Roche Nimblegen and 454 Life Sciences present sequence capture microarrays and a genome sequencer, to speed sample preparation and sequencing for research on cancer and diabetes.
Targeted resequencing allows scientists to capture only the regions of interest of the human genome and then use high-throughput sequencing to assess genetic variation within the captured DNA fragments.
The use of Nimblegen sequence capture products simplifies the capture of these genomic regions when compared with traditional laboratory methods, allowing researchers to progress to the sequencing stage much quicker.
Nimblegen sequence capture microarrays and 454 sequencing are integral research tools for sequencing service provider labs, such as Genoscope - CEA in Paris, France.
The head of its Department of Genomic Resources, Dr Gandabor Gyapay, said: 'In our work studying rare monogenic diseases, it is virtually impossible by PCR methods to prepare samples for sequencing if the interval, where the disease gene is localised, is more than a few hundred kilobases.
'Using Nimblegen sequence 385K microarrays, we are able to capture megabase-sized regions and sequence our samples using the genome sequencer FLX instrument.' Dr Gyapay added: 'Roche Nimblegen's detailed protocol is very useful, and it guides you through the procedure in a clear and illustrative fashion.
'At every quality control step you are given a figure showing the expected results.' As an early adopter of Nimblegen sequence capture microarrays in Canada, Dr John McPherson, platform leader, Cancer Genomics and High-Throughput Screening, Ontario Institute for Cancer Research, has firmly established this technology in his lab.
'Targeted resequencing enables us to analyse more genomes, as whole-genome sequencing is still too expensive for the number of samples we want to process.
'We were able to get enrichment of targeted regions on our first attempt and are still optimising the protocol, and have adapted it for use with other sequencing platforms.' In January, Roche Nimblegen launched its human exome product, which uses an optimised design algorithm (launched on the 385K platform in October last year) to provide the highest-performance Nimblegen sequence capture array designs to date.
This optimised design helps capture all target regions with equal efficiency, and reduces the overall sequencing needed, reducing costs.
The human exome product is a Nimblegen sequence capture microarray built on the high- density HD2 (2.1 million long oligonucleotide probes) platform.
This product allows the capture of nearly all regions of the human genome that code for proteins (around 180,000 human coding exons and 700 miRNA exons) on a single array.

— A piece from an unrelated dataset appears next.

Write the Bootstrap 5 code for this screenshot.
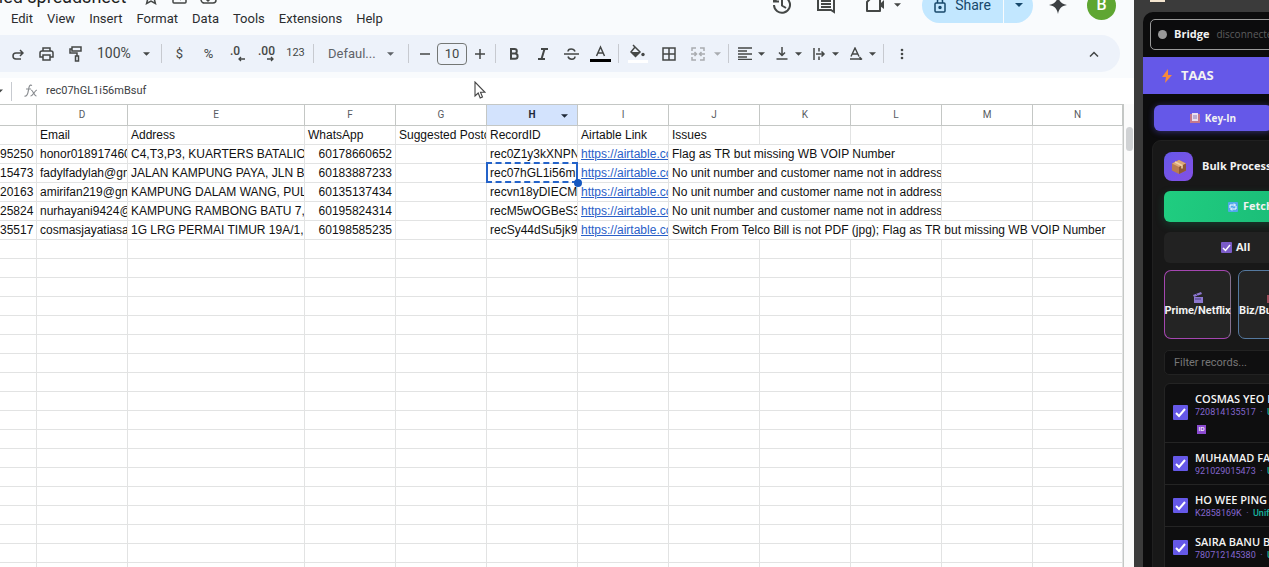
<!DOCTYPE html>
<html lang="en">
<head>
<meta charset="utf-8">
<meta name="viewport" content="width=device-width, initial-scale=1">
<title>Untitled spreadsheet</title>
<link rel="stylesheet" href="https://cdn.jsdelivr.net/npm/bootstrap@5.3.0/dist/css/bootstrap.min.css">
<style>
  body { font-family: Roboto, "Liberation Sans", sans-serif; background: #f9fbfd; color: #444746; }
  svg { display: block; flex: none; }
  button { border: 0; background: none; padding: 0; color: inherit; }
  .doc { min-width: 0; }
  .doc-top { margin-top: -24px; height: 59px; }
  .doc-names { padding-bottom: 6px; }
  .doc-title { font-size: 18px; line-height: 24px; margin-left: -39px; gap: 13px; color: #1f1f1f; }
  .menus { font-size: 13px; line-height: 20px; gap: 14px; padding-left: 11px; }
  .menus a { color: #2b2d2f; text-decoration: none; }
  .doc-actions { height: 58px; padding-right: 18px; }
  .meet { margin-left: 24px; }
  .share { height: 35px; margin-left: 21px; background: #c2e7ff; color: #17486b; border-radius: 18px; overflow: hidden; font-size: 14px; font-weight: 500; }
  .share button { height: 35px; }
  .share-main { width: 81px; gap: 9px; }
  .share-more { width: 30px; border-left: 1px solid #f9fbfd; }
  .avatar-dot { width: 29px; height: 29px; margin-left: 20px; background: #5fa632; color: #fff; font-size: 16px; font-weight: 500; }
  .tools { height: 37px; background: #edf2fa; border-radius: 0 19px 19px 0; margin-right: 14px; padding-left: 3px; font-size: 13px; }
  .tools button { height: 28px; display: flex; align-items: center; justify-content: center; flex: none; }
  .t { width: 29px; }
  .t-num { font-size: 11px; }
  .t-wide { width: 32px; }
  .t-step { width: 25px; }
  .tools .t-zoom { width: 68px; justify-content: space-between; padding: 0 8px 0 7px; font-size: 14px; }
  .tools .t-font { width: 88px; justify-content: space-between; padding: 0 11px; font-size: 13px; color: #5f6368; }
  .tools .t-drop { width: 37px; justify-content: flex-start; padding-left: 2px; }
  .t-drop svg:first-child { margin: 0 6px 0 4px; }
  .caret-off { margin: 0 4px 0 2px; color: #a9acb0; }
  .rule { width: 1px; height: 19px; background: #c7cad0; margin: 0 3px; flex: none; }
  .size-box { width: 30px; height: 22px; border: 1px solid #747775; border-radius: 4px; background: transparent; text-align: center; font-size: 13px; padding: 0; color: #444746; }
  .formula { height: 26px; margin-top: 6px; background: #fff; }
  .formula input { border: 0; background: transparent; font-size: 11px; padding: 0; color: #3c4043; width: 300px; }
  .grid-area { background: #fff; min-height: 0; }
  .cells { table-layout: fixed; border-collapse: separate; border-spacing: 0; font: 12px/18px "Liberation Sans", Arial, sans-serif; color: #111; width: 1123px; flex: none; }
  .cells th { height: 22px; padding: 0; border: solid #c4c7c5; border-width: 1px 1px 1px 0; font: 10px/20px Roboto, sans-serif; color: #575b5f; text-align: center; }
  .cells td { height: 19px; padding: 0 0 0 3px; border: solid #e2e3e3; border-width: 0 1px 1px 0; white-space: nowrap; overflow: hidden; }
  .cells th.on { background: #d3e3fd; font-weight: 700; color: #1f2937; position: relative; }
  .cells th.on svg { position: absolute; right: 9px; top: 9px; }
  .cells td.n { text-align: right; padding: 0 3px 0 0; }
  .cells td a { color: #2a60c8; }
  .cells td.picked { overflow: visible; position: relative; }
  .picked span { display: block; overflow: hidden; }
  .picked::before { content: ""; position: absolute; inset: -2px -1px -1px -1px; border: 2px dashed #2463c9; border-left-style: solid; border-right-style: solid; }
  .picked::after { content: ""; position: absolute; right: -5px; bottom: -5px; width: 8px; height: 8px; border-radius: 50%; background: #1558c0; z-index: 1; }
  .vscroll { border-left: 1px solid #c4c7c5; padding-top: 23px; background: #fbfbfb; }
  .vscroll div { width: 7px; height: 24px; border-radius: 4px; background: #d0d2d4; margin: 0 auto; }
  .pointer { position: absolute; left: 474px; top: 81px; z-index: 3; }

  .side { width: 135px; background: #3b3b3b; flex: none; padding: 12px 0 0 9px; font-family: "Open Sans", sans-serif; color: #f2f2f2; position: relative; }
  .side-top { position: absolute; left: 16px; top: 0; width: 15px; height: 2px; background: #f3e5cf; }
  .side-in { width: 300px; background: #0c0c0d; border-radius: 10px 0 0 0; padding-top: 7px; }
  .bridge { margin-left: 7px; height: 31px; border: 1px solid #9a9a9a; border-radius: 5px; padding-left: 7px; font-size: 11px; gap: 7px; }
  .bridge i { width: 9px; height: 9px; border-radius: 50%; background: #999; }
  .bridge span { color: #5d5d5d; font-size: 10px; }
  .brand { height: 37px; margin-top: 7px; background: #6558e8; padding-left: 19px; gap: 9px; font-size: 13px; }
  .keyin { margin: 11px 0 0 11px; width: 118px; height: 26px; background: #6558e8 !important; border-radius: 6px; font-size: 10px; font-weight: 700; gap: 5px; box-shadow: 0 1px 6px #6558e870; }
  .bulk { margin: 9px 0 0 9px; background: #181818; border: 1px solid #202020; border-radius: 9px; padding: 11px; height: 440px; }
  .bulk-ico { width: 29px; height: 29px; border-radius: 8px; background: linear-gradient(135deg, #6558e8, #8450e5); }
  .bulk-name { font-size: 11px; gap: 9px; }
  .bulk button { font-weight: 700; font-size: 11px; }
  .fetch { height: 31px; margin-top: 10px; background: linear-gradient(100deg, #20cd80, #14a96e) !important; border-radius: 6px; padding-left: 64px !important; gap: 5px; box-shadow: 0 3px 9px #10a86a40; }
  .all { height: 31px; margin-top: 10px; background: #222 !important; border-radius: 6px; padding-left: 57px !important; gap: 4px; }
  .tiles { gap: 7px; margin-top: 7px; font-family: Roboto, sans-serif; }
  .tile { width: 67px; height: 69px; border: 1px solid #a446b0 !important; border-right-color: #85718f !important; border-radius: 7px; background: #242424 !important; line-height: 13px; white-space: nowrap; }
  .tile.blue { border-color: #55799f !important; }
  .filter { height: 25px; width: 260px; margin-top: 11px; background: #0f0f10; border: 1px solid #222; border-radius: 5px; color: #ddd; font: 11px Roboto, sans-serif; padding: 0 9px; display: block; }
  .filter::placeholder { color: #777; }
  .people { margin-top: 8px; border: 1px solid #242424; border-radius: 6px 0 0 0; background: #0e0e0f; width: 260px; }
  .person { border-bottom: 1px solid #242424; padding: 0 0 0 8px; gap: 7px; height: 42px; white-space: nowrap; font-size: 11px; line-height: 15px; font-weight: 600; color: #f4f4f4; }
  .person.tall { height: 59px; padding-bottom: 2px; }
  .person small { display: block; font: 400 9px/13px Roboto, sans-serif; color: #8467cd; }
  .person em { font-style: normal; color: #16b3a0; font-weight: 500; }
  .person input { appearance: none; width: 15px; height: 15px; margin: 0; background: #6558e8 url("data:image/svg+xml,%3Csvg xmlns='http://www.w3.org/2000/svg' viewBox='0 0 15 15'%3E%3Cpath d='M3 8l3 3 6-7' fill='none' stroke='white' stroke-width='2'/%3E%3C/svg%3E"); border-radius: 1px; flex: none; }
  .id-chip { width: 9px; height: 9px; background: #8b4ad0; color: #fff; font-size: 6px; line-height: 9px; text-align: center; margin: 6px 0 0 2px; }
</style>
</head>
<body class="overflow-hidden">
<svg class="d-none">
  <symbol id="dn" viewBox="0 0 8 4"><path d="M0 0h8L4 4z" fill="currentColor"/></symbol>
</svg>
<div class="d-flex vh-100 overflow-hidden position-relative">
  <main class="doc flex-fill d-flex flex-column overflow-hidden">
    <header class="doc-top d-flex justify-content-between flex-shrink-0">
      <div class="doc-names d-flex flex-column justify-content-end">
        <div class="doc-title d-flex align-items-center text-nowrap">Untitled spreadsheet
          <svg class="ms-1" width="16" height="16" viewBox="0 0 16 16" fill="none" stroke="#444746" stroke-width="1.5"><path d="M8 1.500l2 4.500 5 .4-3.800 3.300 1.200 4.800L8 12l-4.400 2.500 1.200-4.800L1 6.400 6 6z"/></svg>
          <svg width="15" height="16" viewBox="0 0 15 16" fill="none" stroke="#444746" stroke-width="1.500"><rect x="1" y="2" width="13" height="12" rx="1"/><path d="M5 8h6M8 5l3 3-3 3"/></svg>
          <svg width="17" height="16" viewBox="0 0 17 16" fill="none" stroke="#444746" stroke-width="1.500"><path d="M5 14h8a3 3 0 0 0 0-6 5 5 0 0 0-9-1 3.500 3.500 0 0 0 1 7zM6 10l2 2 4-4"/></svg>
        </div>
        <nav class="menus d-flex"><a href="#">Edit</a><a href="#">View</a><a href="#">Insert</a><a href="#">Format</a><a href="#">Data</a><a href="#">Tools</a><a href="#">Extensions</a><a href="#">Help</a></nav>
      </div>
      <div class="doc-actions d-flex align-items-center">
        <button aria-label="Version history"><svg width="20" height="20" viewBox="0 0 20 20" fill="none" stroke="#444746" stroke-width="2"><path d="M2 10a8 8 0 1 0 2.500-6L2 6.500M2 1.500v5h5M10 5v5.500l4 2.500"/></svg></button>
        <button class="ms-4" aria-label="Comments"><svg width="20" height="20" viewBox="0 0 20 20" fill="none" stroke="#444746" stroke-width="2"><path d="M2 2h16v15l-3-2H2zM5 6h10M5 9h10M5 12h10"/></svg></button>
        <button class="meet d-flex align-items-center gap-2 ps-1" aria-label="Meet"><svg width="22" height="20" viewBox="0 0 22 20"><path d="M7 3h9v13H3V7z" fill="none" stroke="#444746" stroke-width="2" stroke-linejoin="round"/><path d="M16 9l4-4v9l-4-3z" fill="#444746"/></svg><svg width="7" height="4"><use href="#dn"/></svg></button>
        <div class="share d-flex">
          <button class="share-main d-flex align-items-center justify-content-center"><svg width="12" height="16" viewBox="0 0 12 16" fill="none" stroke="currentColor" stroke-width="1.500"><rect x="1" y="6" width="10" height="9" rx="1"/><path d="M3.500 6V4a2.500 2.500 0 0 1 5 0v2"/><circle cx="6" cy="10.500" r="1" fill="currentColor"/></svg>Share</button>
          <button class="share-more d-flex align-items-center justify-content-center" aria-label="Share options"><svg width="8" height="4"><use href="#dn"/></svg></button>
        </div>
        <svg class="ms-3" width="18" height="18" viewBox="0 0 18 18" fill="#3c4043"><path d="M9 0c1 5.500 3.500 8 9 9-5.500 1-8 3.500-9 9-1-5.500-3.500-8-9-9 5.500-1 8-3.500 9-9z"/></svg>
        <button class="avatar-dot rounded-circle">B</button>
      </div>
    </header>

    <div class="tools d-flex align-items-center flex-shrink-0" role="toolbar">
      <button class="t" aria-label="Redo"><svg width="12" height="12" viewBox="0 0 12 12" fill="none" stroke="currentColor" stroke-width="1.500"><path d="M8 2l3 3-3 3M11 5H4a3 3 0 0 0 0 6h5"/></svg></button>
      <button class="t" aria-label="Print"><svg width="15" height="14" viewBox="0 0 15 14" fill="none" stroke="currentColor" stroke-width="1.500"><path d="M4 4V1h7v3M4 10H1V6q0-2 2-2h9q2 0 2 2v4h-3M4 8h7v5H4z"/></svg></button>
      <button class="t" aria-label="Paint format"><svg width="14" height="16" viewBox="0 0 14 16" fill="none" stroke="currentColor" stroke-width="1.500"><path d="M3 1h9v4H3zM3 3H1v4h7v3M6.500 10h3v5h-3z"/></svg></button>
      <button class="t-zoom">100%<svg width="7" height="4"><use href="#dn"/></svg></button>
      <span class="rule"></span>
      <button class="t">$</button>
      <button class="t">%</button>
      <button class="t" aria-label="Decrease decimals"><svg width="16" height="16" viewBox="0 0 16 16"><text x="0" y="9" font-size="12" font-weight="500" fill="currentColor">.0</text><path d="M15 13H9M11 11l-2 2 2 2" fill="none" stroke="currentColor" stroke-width="1.300"/></svg></button>
      <button class="t" aria-label="Increase decimals"><svg width="18" height="16" viewBox="0 0 18 16"><text x="0" y="9" font-size="12" font-weight="500" fill="currentColor">.00</text><path d="M9 13h6M13 11l2 2-2 2" fill="none" stroke="currentColor" stroke-width="1.300"/></svg></button>
      <button class="t t-num">123</button>
      <span class="rule"></span>
      <button class="t-font">Defaul...<svg width="7" height="4"><use href="#dn"/></svg></button>
      <span class="rule"></span>
      <button class="t-step" aria-label="Smaller"><svg width="10" height="10"><path d="M0 5h10" stroke="currentColor" stroke-width="1.500"/></svg></button>
      <input class="size-box" aria-label="Font size" value="10">
      <button class="t-step" aria-label="Larger"><svg width="10" height="10"><path d="M0 5h10M5 0v10" stroke="currentColor" stroke-width="1.500"/></svg></button>
      <span class="rule"></span>
      <button class="t" aria-label="Bold"><svg width="10" height="12" viewBox="0 0 10 12" fill="none" stroke="currentColor" stroke-width="2"><path d="M2 1h3.500a2.300 2.300 0 0 1 0 4.600H2zM2 5.600h4a2.600 2.600 0 0 1 0 5.200H2z"/></svg></button>
      <button class="t" aria-label="Italic"><svg width="10" height="12" viewBox="0 0 10 12" fill="none" stroke="currentColor" stroke-width="2"><path d="M3 1h7M0 11h7M6.500 1l-3 10"/></svg></button>
      <button class="t" aria-label="Strikethrough"><svg width="15" height="12" viewBox="0 0 15 12" fill="none" stroke="currentColor" stroke-width="1.500"><path d="M0 6h15M11 3.500C10 0 4 0 4 3.500M4 8.500c1 3.500 7 3.500 7 0"/></svg></button>
      <button class="t" aria-label="Text color"><svg width="21" height="18" viewBox="0 0 21 18"><path d="M6.500 11L10.500 2l4 9M8 8h5" fill="none" stroke="currentColor" stroke-width="1.500"/><path d="M0 14h21v3H0z" fill="#000"/></svg></button>
      <span class="rule"></span>
      <button class="t-wide" aria-label="Fill color"><svg width="20" height="20" viewBox="0 0 20 20"><path d="M5 1l2 2M7 3l5 5-4.500 4.500L3 8z" fill="none" stroke="currentColor" stroke-width="1.500"/><path d="M3 8h9l-4.500 4.500z" fill="currentColor"/><circle cx="15" cy="10.500" r="1.700" fill="currentColor"/><path d="M0 16h20v3H0z" fill="#fff"/></svg></button>
      <button class="t" aria-label="Borders"><svg width="14" height="14" viewBox="0 0 14 14" fill="none" stroke="currentColor" stroke-width="1.500"><path d="M1 1h12v12H1zM7 1v12M1 7h12"/></svg></button>
      <button class="t" aria-label="Merge cells"><svg width="14" height="14" viewBox="0 0 14 14" fill="none" stroke="#a9acb0" stroke-width="1.500"><path d="M5 1H1v3M9 1h4v3M5 13H1v-3M9 13h4v-3M0 7h5M3.500 5l2 2-2 2M14 7H9M10.500 5l-2 2 2 2"/></svg></button>
      <svg width="7" height="4" class="caret-off"><use href="#dn"/></svg>
      <span class="rule"></span>
      <button class="t-drop" aria-label="Align"><svg width="14" height="13" viewBox="0 0 14 13" stroke="currentColor" stroke-width="1.500"><path d="M0 1h14M0 4h9M0 7h14M0 10h9M0 12.500h14"/></svg><svg width="7" height="4"><use href="#dn"/></svg></button>
      <button class="t-drop" aria-label="Vertical align"><svg width="14" height="13" viewBox="0 0 14 13" fill="none" stroke="currentColor" stroke-width="1.500"><path d="M7 0v8M4 5.500l3 3 3-3M1.500 12h11"/></svg><svg width="7" height="4"><use href="#dn"/></svg></button>
      <button class="t-drop" aria-label="Wrapping"><svg width="14" height="12" viewBox="0 0 14 12" fill="none" stroke="currentColor" stroke-width="1.500"><path d="M2 0v12M7 0v3.500M7 8.500V12M4 6h8M9.500 3.500L12 6 9.500 8.500"/></svg><svg width="7" height="4"><use href="#dn"/></svg></button>
      <button class="t-drop" aria-label="Rotation"><svg width="14" height="13" viewBox="0 0 14 13" fill="none" stroke="currentColor" stroke-width="1.400"><path d="M2 9.500L6 1l4 8.500M3.500 7h5M1 12h11M10.500 10l2 2-2 2"/></svg><svg width="7" height="4"><use href="#dn"/></svg></button>
      <span class="rule"></span>
      <button class="t" aria-label="More"><svg width="4" height="12" fill="currentColor"><circle cx="2" cy="2" r="1.300"/><circle cx="2" cy="6" r="1.300"/><circle cx="2" cy="10" r="1.300"/></svg></button>
      <button class="t ms-auto me-2 pe-2" aria-label="Hide menus"><svg width="10" height="6" viewBox="0 0 10 6" fill="none" stroke="currentColor" stroke-width="1.500"><path d="M1 5.500l4-4 4 4"/></svg></button>
    </div>

    <div class="formula d-flex align-items-center flex-shrink-0">
      <svg width="3" height="4" viewBox="0 0 4 4"><path d="M0 0h4L0 4z" fill="#444746"/></svg>
      <span class="rule ms-2 me-2"></span>
      <label for="fx" class="ms-1 me-2"><svg width="14" height="14" viewBox="0 0 14 14" fill="none" stroke="#8a8d91" stroke-width="1.200"><path d="M8 1.500C5.500 0 5 3 4.500 6S3 13 .5 12M2 5h5M7 6c2 0 3 6 5.500 6M13 6c-2 0-4 6-6.500 6"/></svg></label>
      <input id="fx" value="rec07hGL1i56mBsuf">
    </div>

    <div class="grid-area flex-fill d-flex overflow-hidden">
      <table class="cells">
        <colgroup><col style="width:37px"><col style="width:91px"><col style="width:177px"><col span="8" style="width:91px"><col style="width:90px"></colgroup>
        <thead><tr><th></th><th>D</th><th>E</th><th>F</th><th>G</th><th class="on">H<svg width="7" height="4"><use href="#dn"/></svg></th><th>I</th><th>J</th><th>K</th><th>L</th><th>M</th><th>N</th></tr></thead>
        <tbody id="rows">
          <tr><td></td><td>Email</td><td>Address</td><td>WhatsApp</td><td>Suggested Postc</td><td>RecordID</td><td>Airtable Link</td><td>Issues</td><td></td><td></td><td></td><td></td></tr>
          <tr><td class="n">95250</td><td>honor0189174600</td><td>C4,T3,P3, KUARTERS BATALIO</td><td class="n">60178660652</td><td></td><td>rec0Z1y3kXNPN</td><td><a href="#">https://airtable.co</a></td><td colspan="3">Flag as TR but missing WB VOIP Number</td><td></td><td></td></tr>
          <tr><td class="n">15473</td><td>fadylfadylah@gm</td><td>JALAN KAMPUNG PAYA, JLN B</td><td class="n">60183887233</td><td></td><td class="picked"><span>rec07hGL1i56mB</span></td><td><a href="#">https://airtable.co</a></td><td colspan="3">No unit number and customer name not in address</td><td></td><td></td></tr>
          <tr><td class="n">20163</td><td>amirifan219@gm</td><td>KAMPUNG DALAM WANG, PUL</td><td class="n">60135137434</td><td></td><td>recvn18yDIECM</td><td><a href="#">https://airtable.co</a></td><td colspan="3">No unit number and customer name not in address</td><td></td><td></td></tr>
          <tr><td class="n">25824</td><td>nurhayani9424@</td><td>KAMPUNG RAMBONG BATU 7,</td><td class="n">60195824314</td><td></td><td>recM5wOGBeS3</td><td><a href="#">https://airtable.co</a></td><td colspan="3">No unit number and customer name not in address</td><td></td><td></td></tr>
          <tr><td class="n">35517</td><td>cosmasjayatiasa</td><td>1G LRG PERMAI TIMUR 19A/1,</td><td class="n">60198585235</td><td></td><td>recSy44dSu5jk9</td><td><a href="#">https://airtable.co</a></td><td colspan="5">Switch From Telco Bill is not PDF (jpg); Flag as TR but missing WB VOIP Number</td></tr>
        </tbody>
      </table>
      <div class="vscroll flex-fill"><div></div></div>
    </div>
  </main>
  <svg class="pointer" width="12" height="18" viewBox="0 0 12 18"><path d="M1 1v14l3.200-3 2 5 2.300-1-2-4.700H11z" fill="#fff" stroke="#444" stroke-width="1.100"/></svg>

  <aside class="side overflow-hidden">
    <div class="side-top"></div>
    <div class="side-in">
      <div class="bridge d-flex align-items-center"><i></i><b>Bridge</b><span>disconnected</span></div>
      <div class="brand d-flex align-items-center"><svg width="10" height="14" viewBox="0 0 10 14"><path d="M6 0L0 8h4l-1 6 7-8H6z" fill="#f58a3c"/></svg><b>TAAS</b></div>
      <button class="keyin d-flex align-items-center justify-content-center"><svg width="10" height="10" viewBox="0 0 10 10"><path d="M0 1h10v9H0z" fill="#c5788c"/><path d="M2 0h6v8H2z" fill="#eadff0"/><path d="M3 3h4M3 5h4" stroke="#8b7bb5"/></svg>Key-In</button>
      <section class="bulk">
        <div class="bulk-name d-flex align-items-center"><span class="bulk-ico d-flex align-items-center justify-content-center"><svg width="14" height="14" viewBox="0 0 14 14"><path d="M7 0l7 3.500v7L7 14l-7-3.500v-7z" fill="#b97b50"/><path d="M0 3.500L7 0l7 3.500L7 7z" fill="#dca878"/><path d="M7 7l7-3.500v7L7 14z" fill="#8f5836"/><path d="M3 2l7 3.500v3" fill="none" stroke="#f0d2a8" stroke-width="1.500"/></svg></span><b>Bulk Process</b></div>
        <button class="fetch w-100 d-flex align-items-center"><svg width="10" height="10" viewBox="0 0 10 10"><rect width="10" height="10" rx="1" fill="#51a8ed"/><path d="M2 6V3h5M8 4v3H3M6 1.500L7.500 3 6 4.500M4 5.500L2.500 7 4 8.500" fill="none" stroke="#fff"/></svg>Fetch</button>
        <button class="all w-100 d-flex align-items-center"><svg width="11" height="11" viewBox="0 0 11 11"><rect width="11" height="11" rx="1" fill="#7b5cc8"/><path d="M2 6l2.500 2.500L9 3" fill="none" stroke="#fff" stroke-width="1.500"/></svg>All</button>
        <div class="tiles d-flex">
          <button class="tile d-flex flex-column align-items-center justify-content-center"><svg width="10" height="12" viewBox="0 0 10 12"><path d="M1 5h9v6H1zM0 3l8-3 1 2-8 3z" fill="#8d78cf"/><path d="M2 7h6M3 2l2 2" stroke="#493a80"/></svg>Prime/Netflix</button>
          <button class="tile blue d-flex flex-column align-items-center justify-content-center"><svg width="10" height="12" viewBox="0 0 10 12"><path d="M0 3h10v8H0z" fill="#9b4a58"/></svg>Biz/Business</button>
        </div>
        <input class="filter" aria-label="Filter records" placeholder="Filter records...">
        <div class="people">
          <label class="person tall d-flex align-items-center"><input type="checkbox" checked><span>COSMAS YEO B<small>720814135517 &nbsp;·&nbsp; <em>Unifi</em></small><span class="id-chip d-block">ID</span></span></label>
          <label class="person d-flex align-items-center"><input type="checkbox" checked><span>MUHAMAD FADYL<small>921029015473 &nbsp;·&nbsp; <em>Unifi</em></small></span></label>
          <label class="person d-flex align-items-center"><input type="checkbox" checked><span>HO WEE PING<small>K2858169K &nbsp;·&nbsp; <em>Unifi</em></small></span></label>
          <label class="person d-flex align-items-center"><input type="checkbox" checked><span>SAIRA BANU BINTI<small>780712145380 &nbsp;·&nbsp; <em>Unifi</em></small></span></label>
        </div>
      </section>
    </div>
  </aside>
</div>
<script src="https://cdn.jsdelivr.net/npm/bootstrap@5.3.0/dist/js/bootstrap.bundle.min.js"></script>
<script>
  // Empty rows below the data
  document.getElementById('rows').insertAdjacentHTML('beforeend', ('<tr>' + '<td></td>'.repeat(12) + '</tr>').repeat(30));
</script>
</body>
</html>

It gives researchers an easy, cost-effective system (compared to conventional PCR methods) for exon sample preparation in generating hypotheses for studies aimed at unravelling the complexity of human genetic variation.
Implementation of this technology in customer labs is made easy with three-day on-site customer workshops available from certified Roche Nimblegen sequence capture trainers, who can train customers on the 385K and 2.1M capture protocols.
The genome sequencer FLX system and the GS FLX Titanium chemistry series expand upon the previous series by providing researchers with an even greater sequencing power of more than 400bp sequencing reads and over 1 million reads per run.
The system also includes dedicated analysis tools for mapping reads and detecting variants of data from DNA captured with Nimblegen arrays, allowing straightforward interpretation of results.
The 454 sequencing system for ultra-high-throughput DNA sequencing has the following specific applications: de novo sequencing and resequencing of genomes, metagenomics, RNA analysis, and targeted sequencing of DNA regions of interest.
The hallmarks of the 454 sequencing system are its simple, unbiased sample preparation and long, highly accurate sequence reads, including paired-end reads.
The technology of the 454 sequencing system has allowed hundreds of studies in diverse research fields, such as cancer and infectious disease research, drug discovery, marine biology, anthropology, paleontology and many more.